- **Short task**
Only lines with the word "page" are needed; collect each of them from the listing below.

- **Record excerpts**
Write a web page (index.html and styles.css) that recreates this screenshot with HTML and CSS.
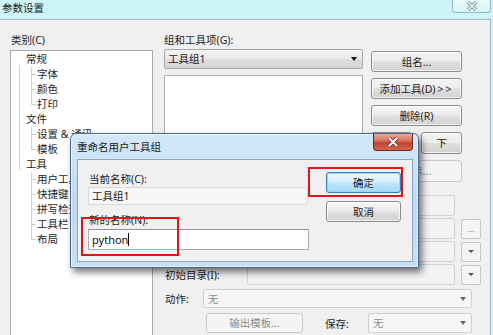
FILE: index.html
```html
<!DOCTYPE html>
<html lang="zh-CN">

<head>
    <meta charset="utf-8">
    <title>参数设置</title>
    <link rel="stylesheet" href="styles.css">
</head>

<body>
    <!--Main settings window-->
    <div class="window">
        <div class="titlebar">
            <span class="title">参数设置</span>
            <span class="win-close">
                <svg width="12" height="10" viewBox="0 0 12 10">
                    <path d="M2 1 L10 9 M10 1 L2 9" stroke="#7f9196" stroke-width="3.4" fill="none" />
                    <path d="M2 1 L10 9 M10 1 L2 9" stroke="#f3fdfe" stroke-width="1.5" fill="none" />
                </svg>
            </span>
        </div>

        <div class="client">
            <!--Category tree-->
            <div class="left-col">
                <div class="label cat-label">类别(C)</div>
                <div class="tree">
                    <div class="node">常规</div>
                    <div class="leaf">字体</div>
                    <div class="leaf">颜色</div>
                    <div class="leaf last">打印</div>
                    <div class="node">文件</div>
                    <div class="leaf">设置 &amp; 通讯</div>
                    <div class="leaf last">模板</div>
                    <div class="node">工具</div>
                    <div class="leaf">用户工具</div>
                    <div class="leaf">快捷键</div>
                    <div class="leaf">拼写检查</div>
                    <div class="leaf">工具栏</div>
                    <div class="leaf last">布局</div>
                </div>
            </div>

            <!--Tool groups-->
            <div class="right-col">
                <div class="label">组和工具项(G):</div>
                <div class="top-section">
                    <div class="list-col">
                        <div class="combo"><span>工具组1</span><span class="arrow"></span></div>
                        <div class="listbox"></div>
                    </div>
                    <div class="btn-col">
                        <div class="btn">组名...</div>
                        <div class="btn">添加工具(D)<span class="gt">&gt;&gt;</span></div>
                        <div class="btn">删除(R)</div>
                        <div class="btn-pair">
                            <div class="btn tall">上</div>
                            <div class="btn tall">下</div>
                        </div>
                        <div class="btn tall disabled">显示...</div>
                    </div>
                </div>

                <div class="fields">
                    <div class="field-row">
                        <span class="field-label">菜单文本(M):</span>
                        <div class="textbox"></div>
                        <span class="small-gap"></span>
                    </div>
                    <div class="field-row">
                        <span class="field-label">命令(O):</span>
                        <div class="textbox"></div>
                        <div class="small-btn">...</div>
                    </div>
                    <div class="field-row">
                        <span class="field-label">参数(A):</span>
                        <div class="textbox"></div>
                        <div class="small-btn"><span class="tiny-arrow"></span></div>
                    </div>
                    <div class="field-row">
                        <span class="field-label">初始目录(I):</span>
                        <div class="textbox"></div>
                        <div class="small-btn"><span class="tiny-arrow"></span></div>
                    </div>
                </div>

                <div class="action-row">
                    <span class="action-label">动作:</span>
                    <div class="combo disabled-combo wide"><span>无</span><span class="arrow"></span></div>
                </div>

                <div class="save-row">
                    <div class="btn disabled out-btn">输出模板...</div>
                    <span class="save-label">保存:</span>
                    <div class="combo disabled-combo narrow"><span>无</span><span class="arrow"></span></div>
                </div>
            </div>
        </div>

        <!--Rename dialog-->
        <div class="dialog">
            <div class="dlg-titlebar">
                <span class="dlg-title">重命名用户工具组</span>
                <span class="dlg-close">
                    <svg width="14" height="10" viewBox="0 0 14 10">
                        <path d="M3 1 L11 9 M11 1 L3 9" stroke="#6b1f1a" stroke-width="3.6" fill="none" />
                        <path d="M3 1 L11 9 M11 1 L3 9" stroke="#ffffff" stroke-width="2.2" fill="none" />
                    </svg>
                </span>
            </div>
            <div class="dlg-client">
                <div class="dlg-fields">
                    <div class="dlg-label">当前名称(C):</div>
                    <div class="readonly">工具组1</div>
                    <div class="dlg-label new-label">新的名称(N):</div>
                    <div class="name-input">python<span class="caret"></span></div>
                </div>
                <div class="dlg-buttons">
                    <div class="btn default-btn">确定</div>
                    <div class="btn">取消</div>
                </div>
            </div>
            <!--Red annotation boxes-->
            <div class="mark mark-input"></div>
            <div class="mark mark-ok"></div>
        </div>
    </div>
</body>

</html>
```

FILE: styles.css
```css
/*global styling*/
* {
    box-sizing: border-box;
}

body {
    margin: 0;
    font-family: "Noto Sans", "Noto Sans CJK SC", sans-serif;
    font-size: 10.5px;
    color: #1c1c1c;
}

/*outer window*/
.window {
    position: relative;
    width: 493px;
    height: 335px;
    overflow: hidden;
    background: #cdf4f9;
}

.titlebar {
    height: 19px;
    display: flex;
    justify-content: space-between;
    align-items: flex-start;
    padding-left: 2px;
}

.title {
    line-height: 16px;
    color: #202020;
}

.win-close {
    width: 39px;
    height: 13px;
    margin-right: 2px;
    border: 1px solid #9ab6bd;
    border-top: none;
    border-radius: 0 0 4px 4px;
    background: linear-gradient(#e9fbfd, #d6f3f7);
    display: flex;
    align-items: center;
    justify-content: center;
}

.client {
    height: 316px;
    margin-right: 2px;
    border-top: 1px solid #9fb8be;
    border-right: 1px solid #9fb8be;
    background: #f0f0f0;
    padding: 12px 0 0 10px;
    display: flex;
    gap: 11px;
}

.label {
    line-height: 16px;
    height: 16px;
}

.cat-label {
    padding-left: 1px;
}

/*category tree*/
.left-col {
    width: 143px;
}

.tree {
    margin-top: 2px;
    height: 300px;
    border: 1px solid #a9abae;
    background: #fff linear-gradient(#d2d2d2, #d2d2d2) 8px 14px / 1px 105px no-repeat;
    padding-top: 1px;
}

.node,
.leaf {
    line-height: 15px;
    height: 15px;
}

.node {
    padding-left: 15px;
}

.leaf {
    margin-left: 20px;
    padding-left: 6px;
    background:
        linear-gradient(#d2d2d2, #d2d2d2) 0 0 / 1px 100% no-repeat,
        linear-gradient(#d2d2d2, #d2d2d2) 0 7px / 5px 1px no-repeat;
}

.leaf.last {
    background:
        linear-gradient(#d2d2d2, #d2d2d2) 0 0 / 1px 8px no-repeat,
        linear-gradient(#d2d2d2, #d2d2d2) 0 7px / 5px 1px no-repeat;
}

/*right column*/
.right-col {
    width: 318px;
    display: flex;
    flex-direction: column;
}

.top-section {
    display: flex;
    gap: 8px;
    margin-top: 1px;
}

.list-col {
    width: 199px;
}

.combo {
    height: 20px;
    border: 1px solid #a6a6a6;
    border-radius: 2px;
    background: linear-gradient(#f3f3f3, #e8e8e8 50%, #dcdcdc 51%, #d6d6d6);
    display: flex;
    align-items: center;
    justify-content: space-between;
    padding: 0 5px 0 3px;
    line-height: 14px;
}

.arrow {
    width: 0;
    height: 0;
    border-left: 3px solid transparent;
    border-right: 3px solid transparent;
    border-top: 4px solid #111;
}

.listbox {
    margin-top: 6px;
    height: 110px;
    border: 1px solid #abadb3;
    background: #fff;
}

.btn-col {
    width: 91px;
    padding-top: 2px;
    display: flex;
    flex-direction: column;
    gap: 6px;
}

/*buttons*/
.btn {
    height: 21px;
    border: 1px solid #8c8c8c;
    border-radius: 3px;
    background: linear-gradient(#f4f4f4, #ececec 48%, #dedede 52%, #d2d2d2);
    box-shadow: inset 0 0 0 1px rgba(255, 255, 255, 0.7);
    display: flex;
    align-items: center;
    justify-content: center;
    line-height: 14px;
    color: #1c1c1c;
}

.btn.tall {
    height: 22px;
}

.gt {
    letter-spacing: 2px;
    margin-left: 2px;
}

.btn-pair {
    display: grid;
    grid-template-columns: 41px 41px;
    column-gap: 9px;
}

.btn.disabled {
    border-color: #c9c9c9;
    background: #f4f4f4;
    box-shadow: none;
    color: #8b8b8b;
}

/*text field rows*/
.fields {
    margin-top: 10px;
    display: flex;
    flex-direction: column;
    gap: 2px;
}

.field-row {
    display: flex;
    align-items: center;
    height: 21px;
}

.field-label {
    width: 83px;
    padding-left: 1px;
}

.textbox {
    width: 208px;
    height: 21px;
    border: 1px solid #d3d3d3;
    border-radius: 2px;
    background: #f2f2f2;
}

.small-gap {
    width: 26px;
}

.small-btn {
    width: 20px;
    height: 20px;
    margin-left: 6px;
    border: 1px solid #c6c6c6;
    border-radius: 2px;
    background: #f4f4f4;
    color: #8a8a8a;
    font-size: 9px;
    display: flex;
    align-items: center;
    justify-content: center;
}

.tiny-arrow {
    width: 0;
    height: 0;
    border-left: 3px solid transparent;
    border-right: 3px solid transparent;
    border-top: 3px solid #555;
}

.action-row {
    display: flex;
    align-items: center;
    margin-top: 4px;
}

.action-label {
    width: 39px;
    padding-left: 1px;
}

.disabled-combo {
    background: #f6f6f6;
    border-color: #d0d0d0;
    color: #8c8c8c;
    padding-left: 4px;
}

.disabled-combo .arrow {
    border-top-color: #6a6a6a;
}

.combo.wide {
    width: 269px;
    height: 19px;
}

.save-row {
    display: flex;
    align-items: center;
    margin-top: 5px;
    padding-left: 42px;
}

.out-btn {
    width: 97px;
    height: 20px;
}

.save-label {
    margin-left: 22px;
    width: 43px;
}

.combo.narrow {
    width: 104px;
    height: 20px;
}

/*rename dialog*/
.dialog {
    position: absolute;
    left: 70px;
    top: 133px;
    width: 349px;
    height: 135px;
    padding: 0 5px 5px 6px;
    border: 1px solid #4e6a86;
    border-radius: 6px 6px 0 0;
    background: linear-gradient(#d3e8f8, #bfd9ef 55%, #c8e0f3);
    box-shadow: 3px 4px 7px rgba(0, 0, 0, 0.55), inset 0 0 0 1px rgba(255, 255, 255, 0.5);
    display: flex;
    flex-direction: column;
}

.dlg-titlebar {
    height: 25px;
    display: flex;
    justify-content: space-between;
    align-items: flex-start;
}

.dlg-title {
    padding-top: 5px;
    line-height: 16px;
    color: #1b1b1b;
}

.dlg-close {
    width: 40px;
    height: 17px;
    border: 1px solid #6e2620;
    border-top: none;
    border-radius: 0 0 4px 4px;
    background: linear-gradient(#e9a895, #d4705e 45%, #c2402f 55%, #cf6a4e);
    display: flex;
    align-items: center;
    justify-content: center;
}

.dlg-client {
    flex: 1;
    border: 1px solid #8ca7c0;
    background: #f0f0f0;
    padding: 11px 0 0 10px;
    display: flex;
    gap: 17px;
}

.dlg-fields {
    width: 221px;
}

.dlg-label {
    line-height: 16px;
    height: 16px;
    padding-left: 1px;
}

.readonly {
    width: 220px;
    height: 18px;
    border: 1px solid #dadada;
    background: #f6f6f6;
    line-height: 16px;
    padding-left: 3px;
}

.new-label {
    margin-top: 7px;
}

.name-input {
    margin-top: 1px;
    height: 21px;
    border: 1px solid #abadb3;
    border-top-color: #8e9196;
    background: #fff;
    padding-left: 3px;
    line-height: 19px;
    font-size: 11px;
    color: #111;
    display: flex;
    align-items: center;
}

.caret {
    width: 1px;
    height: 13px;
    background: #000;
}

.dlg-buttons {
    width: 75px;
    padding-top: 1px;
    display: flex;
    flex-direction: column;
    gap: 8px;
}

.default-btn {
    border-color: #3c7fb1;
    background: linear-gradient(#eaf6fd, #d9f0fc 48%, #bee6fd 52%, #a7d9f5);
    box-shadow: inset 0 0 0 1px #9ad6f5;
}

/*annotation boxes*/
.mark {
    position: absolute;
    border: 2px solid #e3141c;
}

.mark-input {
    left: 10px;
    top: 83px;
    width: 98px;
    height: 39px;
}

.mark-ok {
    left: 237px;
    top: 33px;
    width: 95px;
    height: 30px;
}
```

...

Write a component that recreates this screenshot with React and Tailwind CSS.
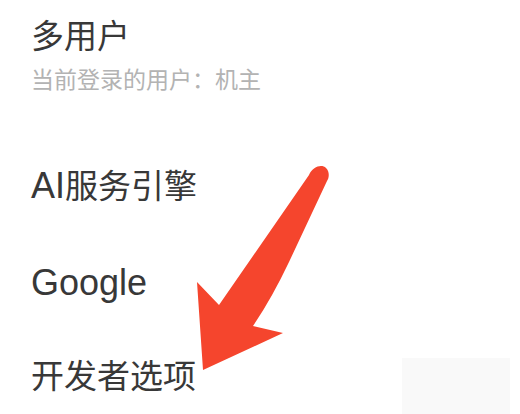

---

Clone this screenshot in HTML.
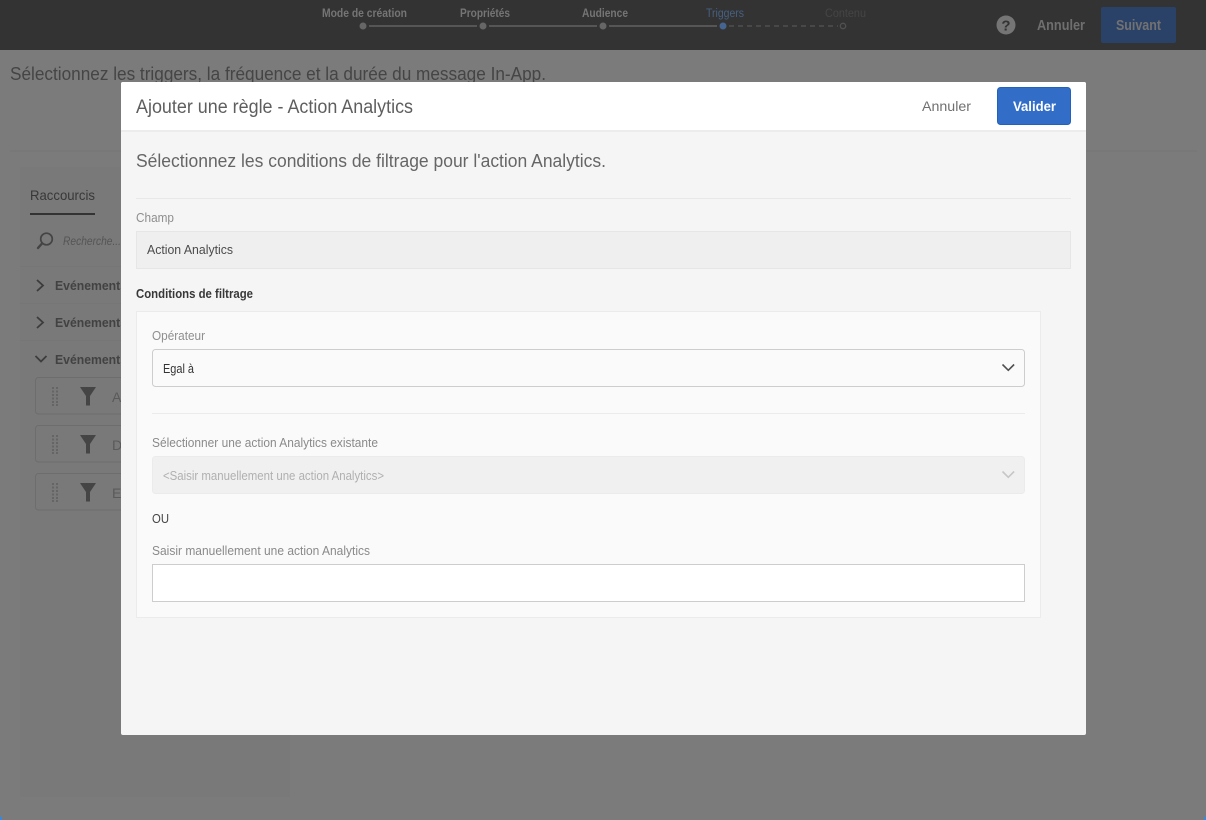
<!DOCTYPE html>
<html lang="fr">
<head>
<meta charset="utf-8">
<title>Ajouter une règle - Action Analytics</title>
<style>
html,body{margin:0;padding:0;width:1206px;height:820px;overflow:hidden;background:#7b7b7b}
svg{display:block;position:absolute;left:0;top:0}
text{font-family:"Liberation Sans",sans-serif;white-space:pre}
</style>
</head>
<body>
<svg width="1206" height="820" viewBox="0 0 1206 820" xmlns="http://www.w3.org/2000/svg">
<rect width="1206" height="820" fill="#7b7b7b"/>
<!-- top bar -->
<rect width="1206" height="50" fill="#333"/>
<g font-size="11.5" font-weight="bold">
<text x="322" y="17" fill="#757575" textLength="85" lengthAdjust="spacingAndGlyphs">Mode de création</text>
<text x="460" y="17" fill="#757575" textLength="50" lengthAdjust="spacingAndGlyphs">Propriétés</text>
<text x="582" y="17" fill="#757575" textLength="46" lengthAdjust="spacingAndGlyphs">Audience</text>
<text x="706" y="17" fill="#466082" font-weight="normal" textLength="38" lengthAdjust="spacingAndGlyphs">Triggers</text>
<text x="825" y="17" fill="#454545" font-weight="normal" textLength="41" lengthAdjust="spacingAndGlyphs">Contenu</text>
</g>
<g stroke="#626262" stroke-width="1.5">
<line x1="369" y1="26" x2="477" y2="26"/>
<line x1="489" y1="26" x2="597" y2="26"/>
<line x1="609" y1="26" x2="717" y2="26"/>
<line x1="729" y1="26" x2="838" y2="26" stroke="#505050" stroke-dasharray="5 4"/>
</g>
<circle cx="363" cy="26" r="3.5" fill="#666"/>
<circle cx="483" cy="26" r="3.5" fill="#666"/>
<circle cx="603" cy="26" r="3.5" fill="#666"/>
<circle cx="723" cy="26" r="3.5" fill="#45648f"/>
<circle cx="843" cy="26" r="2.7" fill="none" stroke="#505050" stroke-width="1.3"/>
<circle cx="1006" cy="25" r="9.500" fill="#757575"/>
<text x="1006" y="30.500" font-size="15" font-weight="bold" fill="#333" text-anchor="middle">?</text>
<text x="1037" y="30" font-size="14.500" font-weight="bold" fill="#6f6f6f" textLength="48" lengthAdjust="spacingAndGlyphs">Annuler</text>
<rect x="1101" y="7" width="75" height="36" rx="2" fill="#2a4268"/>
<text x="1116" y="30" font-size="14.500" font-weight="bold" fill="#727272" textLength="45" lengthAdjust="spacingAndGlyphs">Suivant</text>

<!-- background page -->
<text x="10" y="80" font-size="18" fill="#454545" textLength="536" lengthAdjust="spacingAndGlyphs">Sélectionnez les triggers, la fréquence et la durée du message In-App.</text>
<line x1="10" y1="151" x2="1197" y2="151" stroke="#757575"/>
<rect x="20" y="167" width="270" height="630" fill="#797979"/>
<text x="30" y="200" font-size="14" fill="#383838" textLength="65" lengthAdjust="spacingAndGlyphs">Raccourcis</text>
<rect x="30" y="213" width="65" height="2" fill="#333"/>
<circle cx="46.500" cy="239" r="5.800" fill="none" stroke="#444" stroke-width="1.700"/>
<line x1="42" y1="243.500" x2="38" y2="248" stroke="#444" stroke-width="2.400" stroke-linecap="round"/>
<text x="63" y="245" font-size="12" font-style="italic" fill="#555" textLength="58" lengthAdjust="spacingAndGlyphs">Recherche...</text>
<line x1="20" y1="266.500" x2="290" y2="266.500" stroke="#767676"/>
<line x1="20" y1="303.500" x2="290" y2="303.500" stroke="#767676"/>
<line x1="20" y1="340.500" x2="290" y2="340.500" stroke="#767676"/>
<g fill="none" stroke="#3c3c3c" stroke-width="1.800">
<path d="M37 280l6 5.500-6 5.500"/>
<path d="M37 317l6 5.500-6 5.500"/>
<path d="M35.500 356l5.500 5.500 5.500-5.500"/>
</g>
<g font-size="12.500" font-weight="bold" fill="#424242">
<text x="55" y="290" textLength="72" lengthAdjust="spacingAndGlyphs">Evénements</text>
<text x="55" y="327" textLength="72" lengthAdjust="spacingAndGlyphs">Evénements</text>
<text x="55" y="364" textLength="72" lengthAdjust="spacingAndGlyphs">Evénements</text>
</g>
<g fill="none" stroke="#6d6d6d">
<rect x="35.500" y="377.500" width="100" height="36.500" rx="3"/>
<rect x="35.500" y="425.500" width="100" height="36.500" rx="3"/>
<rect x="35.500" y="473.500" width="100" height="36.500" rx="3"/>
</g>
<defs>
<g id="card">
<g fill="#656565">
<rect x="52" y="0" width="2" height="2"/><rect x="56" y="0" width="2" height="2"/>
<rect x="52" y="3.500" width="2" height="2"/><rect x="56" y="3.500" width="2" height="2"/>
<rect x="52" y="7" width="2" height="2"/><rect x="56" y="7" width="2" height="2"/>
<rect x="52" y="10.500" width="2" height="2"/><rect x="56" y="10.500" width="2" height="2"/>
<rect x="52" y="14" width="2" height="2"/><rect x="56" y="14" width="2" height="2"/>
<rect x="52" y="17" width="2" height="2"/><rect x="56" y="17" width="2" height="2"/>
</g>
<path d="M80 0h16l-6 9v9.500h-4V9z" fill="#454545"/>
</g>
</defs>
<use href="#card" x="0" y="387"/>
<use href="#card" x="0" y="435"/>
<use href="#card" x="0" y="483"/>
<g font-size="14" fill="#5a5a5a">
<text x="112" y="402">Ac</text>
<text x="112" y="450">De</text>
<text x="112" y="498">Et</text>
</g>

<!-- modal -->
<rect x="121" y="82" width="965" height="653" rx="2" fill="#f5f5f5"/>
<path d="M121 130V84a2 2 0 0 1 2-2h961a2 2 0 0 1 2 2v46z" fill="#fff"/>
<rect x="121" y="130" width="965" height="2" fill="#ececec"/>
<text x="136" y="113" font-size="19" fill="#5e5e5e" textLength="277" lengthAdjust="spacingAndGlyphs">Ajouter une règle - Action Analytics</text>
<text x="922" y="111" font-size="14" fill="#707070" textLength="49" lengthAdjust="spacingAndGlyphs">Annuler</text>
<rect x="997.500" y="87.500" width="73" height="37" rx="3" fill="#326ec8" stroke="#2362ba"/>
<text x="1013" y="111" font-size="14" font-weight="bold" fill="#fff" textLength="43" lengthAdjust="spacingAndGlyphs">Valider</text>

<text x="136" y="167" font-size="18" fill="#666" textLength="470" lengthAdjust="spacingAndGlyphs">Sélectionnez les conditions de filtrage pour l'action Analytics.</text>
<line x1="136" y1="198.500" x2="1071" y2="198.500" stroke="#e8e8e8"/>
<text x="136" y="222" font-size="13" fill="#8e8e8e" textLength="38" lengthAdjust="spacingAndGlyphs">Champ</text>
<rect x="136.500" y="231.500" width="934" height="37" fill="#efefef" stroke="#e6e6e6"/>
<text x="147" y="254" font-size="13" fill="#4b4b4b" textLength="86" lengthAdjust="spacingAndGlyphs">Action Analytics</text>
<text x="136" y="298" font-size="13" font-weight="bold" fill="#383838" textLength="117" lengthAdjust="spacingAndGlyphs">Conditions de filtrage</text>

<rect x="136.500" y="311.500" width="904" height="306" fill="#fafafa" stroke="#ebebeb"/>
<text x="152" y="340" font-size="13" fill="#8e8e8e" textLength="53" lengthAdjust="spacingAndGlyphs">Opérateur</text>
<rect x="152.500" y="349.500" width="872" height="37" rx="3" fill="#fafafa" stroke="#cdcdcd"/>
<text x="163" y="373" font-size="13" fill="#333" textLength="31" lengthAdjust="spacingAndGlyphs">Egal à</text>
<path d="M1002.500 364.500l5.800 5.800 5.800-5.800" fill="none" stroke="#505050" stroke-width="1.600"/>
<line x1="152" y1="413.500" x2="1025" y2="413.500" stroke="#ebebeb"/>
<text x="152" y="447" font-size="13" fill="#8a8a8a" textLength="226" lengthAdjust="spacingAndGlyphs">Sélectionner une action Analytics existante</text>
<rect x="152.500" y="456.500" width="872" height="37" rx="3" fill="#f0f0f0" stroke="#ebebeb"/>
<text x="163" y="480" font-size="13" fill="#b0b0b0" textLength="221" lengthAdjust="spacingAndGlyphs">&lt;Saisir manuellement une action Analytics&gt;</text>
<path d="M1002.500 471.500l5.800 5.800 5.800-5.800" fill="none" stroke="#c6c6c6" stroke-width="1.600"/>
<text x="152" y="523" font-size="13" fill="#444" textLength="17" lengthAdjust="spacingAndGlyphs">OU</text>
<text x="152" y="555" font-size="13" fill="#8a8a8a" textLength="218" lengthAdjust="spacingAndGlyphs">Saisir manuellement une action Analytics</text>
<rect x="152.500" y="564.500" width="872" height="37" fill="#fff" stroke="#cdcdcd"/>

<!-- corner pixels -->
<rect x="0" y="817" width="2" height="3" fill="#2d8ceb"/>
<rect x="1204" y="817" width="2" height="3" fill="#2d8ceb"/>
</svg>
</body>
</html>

- **Result of the task**
Write a web page (index.html and styles.css) that recreates this screenshot with HTML and CSS.
<!-- background page -->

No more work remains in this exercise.